— start —
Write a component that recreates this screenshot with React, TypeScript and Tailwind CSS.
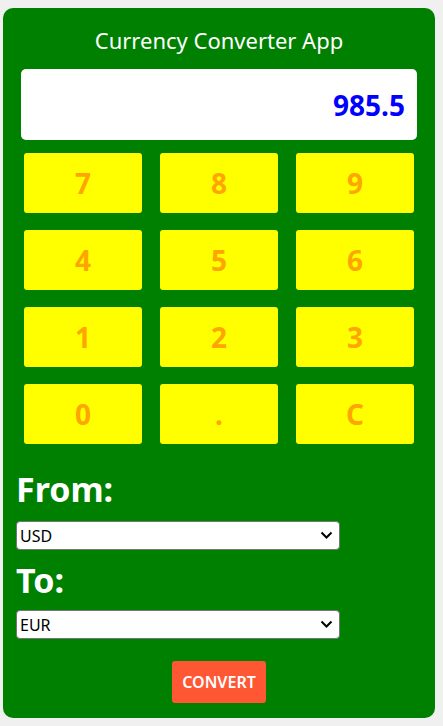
import React from "react";

const keys = ["7", "8", "9", "4", "5", "6", "1", "2", "3", "0", ".", "C"];

export default function App() {
  return (
    <div className="min-h-[726px] bg-[#f0f0f0] pt-[8px] pl-[3px] pr-[8px]" style={{ fontFamily: '"Noto Sans", "Open Sans", sans-serif' }}>
      <div className="w-[432px] h-[710px] bg-[#008000] rounded-[10px] px-[13px] pt-[17px] flex flex-col">
        <h1 className="text-white text-[22px] leading-[30px] text-center">Currency Converter App</h1>
        <div className="mt-[14px] mx-[5px] h-[71px] bg-white rounded-[5px] flex items-center justify-end pr-[12px]">
          <span className="text-[#0000ff] font-bold text-[28px]">985.5</span>
        </div>
        <div className="mt-[13px] mx-[8px] grid grid-cols-3 gap-x-[18px] gap-y-[17px]">
          {keys.map((k) => (
            <button key={k} className="h-[60px] bg-[#ffff00] rounded-[3px] text-[#ffa500] font-bold text-[28px] flex items-center justify-center">
              {k}
            </button>
          ))}
        </div>
        <h2 className="mt-[25px] text-white font-bold text-[34px] leading-[40px]">From:</h2>
        <div className="mt-[12px] w-[324px] h-[29px] bg-white border border-[#767676] rounded-[4px] flex items-center justify-between pl-[3px] pr-[6px]">
          <span className="text-black text-[16px]">USD</span>
          <svg width="13" height="9" viewBox="0 0 13 9"><path d="M1.5 1.5 L6.5 6.5 L11.5 1.5" fill="none" stroke="black" strokeWidth="2" /></svg>
        </div>
        <h2 className="mt-[10px] text-white font-bold text-[34px] leading-[40px]">To:</h2>
        <div className="mt-[10px] w-[324px] h-[29px] bg-white border border-[#767676] rounded-[4px] flex items-center justify-between pl-[3px] pr-[6px]">
          <span className="text-black text-[16px]">EUR</span>
          <svg width="13" height="9" viewBox="0 0 13 9"><path d="M1.5 1.5 L6.5 6.5 L11.5 1.5" fill="none" stroke="black" strokeWidth="2" /></svg>
        </div>
        <div className="mt-[22px] flex justify-center">
          <button className="w-[94px] h-[42px] bg-[#ff5733] rounded-[3px] text-white font-semibold text-[16px]">CONVERT</button>
        </div>
      </div>
    </div>
  );
}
— end —
• _WHAT THE EXERCISE ASKS_:
Restate the entire listing word for word, excluding pictures.

• _THE ANSWER_:
Write a component that recreates this screenshot with React, TypeScript and Tailwind CSS.
import React from "react";

const keys = ["7", "8", "9", "4", "5", "6", "1", "2", "3", "0", ".", "C"];

export default function App() {
  return (
    <div className="min-h-[726px] bg-[#f0f0f0] pt-[8px] pl-[3px] pr-[8px]" style={{ fontFamily: '"Noto Sans", "Open Sans", sans-serif' }}>
      <div className="w-[432px] h-[710px] bg-[#008000] rounded-[10px] px-[13px] pt-[17px] flex flex-col">
        <h1 className="text-white text-[22px] leading-[30px] text-center">Currency Converter App</h1>
        <div className="mt-[14px] mx-[5px] h-[71px] bg-white rounded-[5px] flex items-center justify-end pr-[12px]">
          <span className="text-[#0000ff] font-bold text-[28px]">985.5</span>
        </div>
        <div className="mt-[13px] mx-[8px] grid grid-cols-3 gap-x-[18px] gap-y-[17px]">
          {keys.map((k) => (
            <button key={k} className="h-[60px] bg-[#ffff00] rounded-[3px] text-[#ffa500] font-bold text-[28px] flex items-center justify-center">
              {k}
            </button>
          ))}
        </div>
        <h2 className="mt-[25px] text-white font-bold text-[34px] leading-[40px]">From:</h2>
        <div className="mt-[12px] w-[324px] h-[29px] bg-white border border-[#767676] rounded-[4px] flex items-center justify-between pl-[3px] pr-[6px]">
          <span className="text-black text-[16px]">USD</span>
          <svg width="13" height="9" viewBox="0 0 13 9"><path d="M1.5 1.5 L6.5 6.5 L11.5 1.5" fill="none" stroke="black" strokeWidth="2" /></svg>
        </div>
        <h2 className="mt-[10px] text-white font-bold text-[34px] leading-[40px]">To:</h2>
        <div className="mt-[10px] w-[324px] h-[29px] bg-white border border-[#767676] rounded-[4px] flex items-center justify-between pl-[3px] pr-[6px]">
          <span className="text-black text-[16px]">EUR</span>
          <svg width="13" height="9" viewBox="0 0 13 9"><path d="M1.5 1.5 L6.5 6.5 L11.5 1.5" fill="none" stroke="black" strokeWidth="2" /></svg>
        </div>
        <div className="mt-[22px] flex justify-center">
          <button className="w-[94px] h-[42px] bg-[#ff5733] rounded-[3px] text-white font-semibold text-[16px]">CONVERT</button>
        </div>
      </div>
    </div>
  );
}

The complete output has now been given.